PRESIDENTIAL CAMPAIGNS High health-care costs concern voters



Ohio residents travel to Canada to save money on prescription drugs.
TOLEDO (AP) -- Ginny McKillips thinks it's outrageous that she's forced to travel to Canada once every three months so she can afford all of her prescription medications.
McKillips, a loyal independent voter, says it's an issue that could sway her vote for president in November.
"If another country can help us, why can't our country do it?" she asked. She is among the hundreds of older adults from northern Ohio who make routine trips across the border to save hundreds of dollars.
For many of them, coming up with a plan to make prescription drugs more affordable is a bigger campaign issue than the economy or the war.
"I think there are a whole lot of citizens in the United States who would be prepared to support someone who comes up with a decent plan," said Loybelle Poole, a retired nurse who gets her medicine in Canada.
Speech topics
Health-care costs will be the focus of Vice President Dick Cheney's campaign speech today during a campaign event at the Medical College of Ohio in Toledo.

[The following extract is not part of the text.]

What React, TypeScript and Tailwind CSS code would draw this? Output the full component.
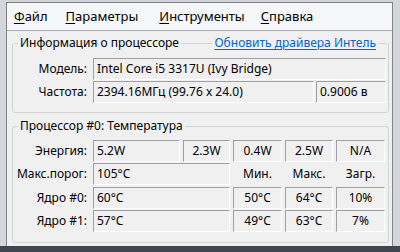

Among the topics Cheney is expected to talk about is limiting jury awards for medical malpractice.
It's the second time in just over two months that the Bush-Cheney team will be in the state to tout its health-care proposals.

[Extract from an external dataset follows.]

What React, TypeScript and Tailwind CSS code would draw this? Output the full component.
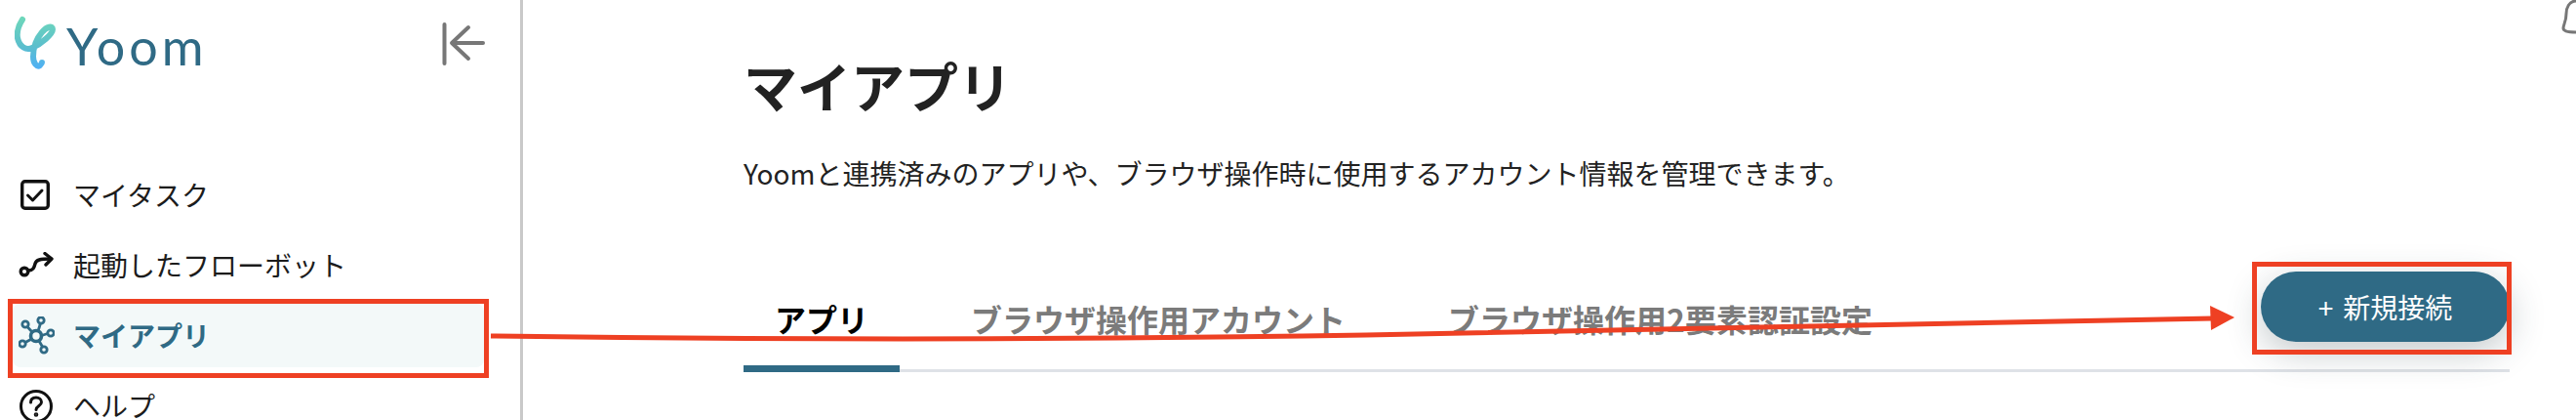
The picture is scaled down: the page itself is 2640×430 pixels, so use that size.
import React from "react";

const FONT = "font-['Hiragino_Sans','Noto_Sans_CJK_JP','Noto_Sans',sans-serif]";

function Logo() {
  return (
    <svg width="44" height="60" viewBox="0 0 44 60" fill="none" className="shrink-0">
      <defs>
        <linearGradient id="yl" gradientUnits="userSpaceOnUse" x1="0" y1="2" x2="0" y2="56">
          <stop offset="0" stopColor="#6fd8ba" />
          <stop offset="0.55" stopColor="#5bbfcc" />
          <stop offset="1" stopColor="#4fb0f6" />
        </linearGradient>
      </defs>
      <path
        d="M8 5C4 11 2 18 3 24C5 33 12 37 18 34C27 30 39 20 39 15C39 11 33 12 28 18C22 25 19 35 19 43C19 50 23 54 26 52C27 51 28 50 28 49"
        stroke="url(#yl)"
        strokeWidth="6"
        strokeLinecap="round"
        strokeLinejoin="round"
      />
    </svg>
  );
}

function Collapse() {
  return (
    <svg width="44" height="44" viewBox="0 0 44 44" fill="none" stroke="#777" strokeWidth="4" strokeLinecap="round" strokeLinejoin="round">
      <path d="M2.500 2V42" />
      <path d="M42 21H11" />
      <path d="M27 5L10 21L27 37" />
    </svg>
  );
}

function TaskIcon() {
  return (
    <svg width="30" height="31" viewBox="0 0 30 31" fill="none" stroke="#111" strokeLinecap="round" strokeLinejoin="round" className="-ml-[2px]">
      <rect x="1.700" y="1.700" width="26.600" height="27.600" rx="3" strokeWidth="3.400" />
      <path d="M7.500 16L12.500 21L22 11" strokeWidth="3" />
    </svg>
  );
}

function RouteIcon() {
  return (
    <svg width="36" height="27" viewBox="0 0 36 27" fill="none" stroke="#111" strokeWidth="3.400" strokeLinecap="round" strokeLinejoin="round">
      <circle cx="6" cy="20" r="3.800" />
      <path d="M10 19C15 19 16 16 17 12C18 8 22 7 33 7" />
      <path d="M27 1.500L34 7L28 13" />
    </svg>
  );
}

function HubIcon() {
  const nodes = [
    [7, 8],
    [23, 4],
    [33, 17],
    [26, 34],
    [4, 28],
  ];
  return (
    <svg width="37" height="39" viewBox="0 0 37 39" fill="none" stroke="#2f6a85" strokeWidth="2.800">
      <circle cx="18" cy="20" r="5.500" strokeWidth="3.600" />
      <path d="M9 10.500L14 16M22.500 7L20 15M30 17.500L23.500 19.500M24.500 31L21 25M7 26.500L13.500 23" />
      {nodes.map(([x, y]) => (
        <circle key={`${x}-${y}`} cx={x} cy={y} r="3.200" />
      ))}
    </svg>
  );
}

function HelpIcon() {
  return (
    <svg width="34" height="34" viewBox="0 0 34 34" fill="none" stroke="#111" strokeWidth="3" strokeLinecap="round">
      <circle cx="17" cy="17" r="15.500" />
      <path d="M11.500 13C11.500 9.500 14 8 17 8C20 8 22.500 10 22.500 12.800C22.500 16.500 17 16.500 17 20.500" />
      <circle cx="17" cy="25.500" r="0.800" fill="#111" />
    </svg>
  );
}

function NavItem({ icon, label, active }: { icon: React.ReactNode; label: string; active?: boolean }) {
  return (
    <div className={`flex h-[65px] items-center rounded-lg pl-[5px] ${active ? "bg-[#f3f9f9]" : ""}`}>
      <span className="mr-[19px] flex w-[38px] shrink-0 justify-center">{icon}</span>
      <span className={`pb-[2px] text-[28px] leading-none ${active ? "font-bold text-[#2f6a85]" : "text-[#1c1c1c]"}`}>{label}</span>
    </div>
  );
}

function Tab({ label, active }: { label: string; active?: boolean }) {
  return (
    <div className={`-mb-[3px] mt-[28px] flex h-[75px] items-start rounded-t-[6px] border-b-[7px] px-[32px] ${active ? "border-[#2f6a85]" : "border-transparent"}`}>
      <span className={`text-[32px] font-bold leading-[40px] ${active ? "text-black" : "text-[#7b7b7b]"}`}>{label}</span>
    </div>
  );
}

export default function App() {
  return (
    <div className={`relative flex h-[430px] w-[2640px] overflow-hidden bg-white ${FONT}`}>
      <aside className="h-full w-[536px] shrink-0 border-r-[3px] border-[#c9c9c9]">
        <div className="flex h-[75px] items-start justify-between pl-[15px] pr-[36px] pt-[15px]">
          <div className="flex items-start gap-[9px]">
            <Logo />
            <span className="pt-[2px] font-['Lato',sans-serif] text-[52px] font-normal leading-[60px] tracking-[4px] text-[#2f6a85]">Yoom</span>
          </div>
          <div className="pt-[8px]">
            <Collapse />
          </div>
        </div>
        <nav className="mt-[92px] flex flex-col gap-[7px] pl-[13px] pr-[37px]">
          <NavItem icon={<TaskIcon />} label="マイタスク" />
          <NavItem icon={<RouteIcon />} label="起動したフローボット" />
          <NavItem icon={<HubIcon />} label="マイアプリ" active />
          <NavItem icon={<HelpIcon />} label="ヘルプ" />
        </nav>
      </aside>

      <main className="w-[2036px] pl-[226px]">
        <h1 className="mt-[51px] text-[55px] font-bold leading-[70px] text-[#222]">マイアプリ</h1>
        <p className="mt-[36px] text-[28px] leading-[40px] text-[#222]">Yoomと連携済みのアプリや、ブラウザ操作時に使用するアカウント情報を管理できます。</p>
        <div className="mt-[81px] flex w-[1810px] items-start justify-between border-b-[3px] border-[#dfe2e7]">
          <div className="flex gap-[41px]">
            <Tab label="アプリ" active />
            <Tab label="ブラウザ操作用アカウント" />
            <Tab label="ブラウザ操作用2要素認証設定" />
          </div>
          <button className="mb-[28px] flex h-[72px] w-[255px] items-center justify-center gap-[10px] rounded-full bg-[#2f6a85] text-[28px] text-white shadow-[0_10px_36px_rgba(40,60,70,0.28)]">
            <span>+</span>
            <span>新規接続</span>
          </button>
        </div>
      </main>

      <svg className="absolute right-0 top-0" width="15" height="40" viewBox="0 0 15 40" fill="none" stroke="#777" strokeWidth="3">
        <path d="M15 1C8 1 5 8 5 14C5 22 2 25 2 29C2 32 8 33 15 33" strokeLinejoin="round" />
      </svg>

      <div className="pointer-events-none absolute left-[8px] top-[306px] h-[81px] w-[493px] border-[5px] border-[#ee4023]" />
      <div className="pointer-events-none absolute left-[2308px] top-[268px] h-[95px] w-[266px] border-[5px] border-[#ee4023]" />
      <svg className="pointer-events-none absolute left-0 top-0" width="2640" height="430" viewBox="0 0 2640 430" fill="none">
        <path d="M503 344C800 348 1100 348 1400 343C1800 336 2050 329 2268 326" stroke="#ee4023" strokeWidth="5" />
        <path d="M2265 313L2290 325L2266 338Z" fill="#ee4023" />
      </svg>
    </div>
  );
}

President Bush told a crowd of health-care professionals in Youngstown in May about his goal of opening or expanding 1,200 health centers as an alternative to expensive visits to hospital emergency rooms.
The Bush administration and Republican leaders in Congress, though, oppose legalizing imports of drugs from other countries, including Canada, where government price controls lower the costs.
Quality
The House approved a measure last week that would prohibit the Food and Drug Administration from spending money to enforce its prohibition on imports of FDA-approved drugs.
But it's unlikely the measure will remain when House and Senate lawmakers finalize the bill. Opponents say there's no guarantee that imported drugs are safe, and that the FDA can't verify that the drugs are not counterfeit.
Poole, who lives in Sandusky, said she doesn't worry about the quality of the medicine.
"Do they really think they're making a Canadian version of Lipitor that isn't as effective or safe?" she said. "I don't accept these excuses."
She has been invited by the Alliance for Retired Americans to speak about her struggles to find affordable drugs at a news conference during the Democratic Convention in Boston later this month.
"I highly resent that I have to travel hundreds of miles away from my home, out of my country, to buy affordable medicine," said Poole, 77. "I don't see anyone doing anything constructive about it.
"Somehow they need to control these prices," she said.
McKillips, 69, from Vickery, estimates she saves about $2,600 a year by crossing the border, which is about an hour's drive north of Toledo.
She needs inhalers, blood pressure pills and allergy medications. Her cost for a three-month supply would be three times as high in the U.S.
"I had moved in with my daughter at one time because I couldn't afford it," she said. "I thought, 'I don't need it,' and I ended up in the hospital because my blood pressure shot up. That was scary."
She takes a bus that leaves from a senior center in Sandusky.
May McClure, interim director of the Erie County Senior Center, said the buses are always full. She said it would be wise for Bush and Democrat John Kerry to address the issue.
"It matters to people a lot," she said. "I think people, especially seniors, will be looking at this issue and who has a plan to deal with this problem."
There are several other groups that organize bus trips to Canada.
Toledo-based Blue Lakes Charters and Tours has been offering day trips to a Canada pharmacy for four years. It briefly stopped the $15 trips in the summer but decided to resume the route because of demand.
"The requests were coming in right and left," said Kathy Kranz, a company employee.
Her father gets his cholesterol medication in Canada and saves $80 each month. "You can go out to eat and play a couple rounds of golf on that savings," she said.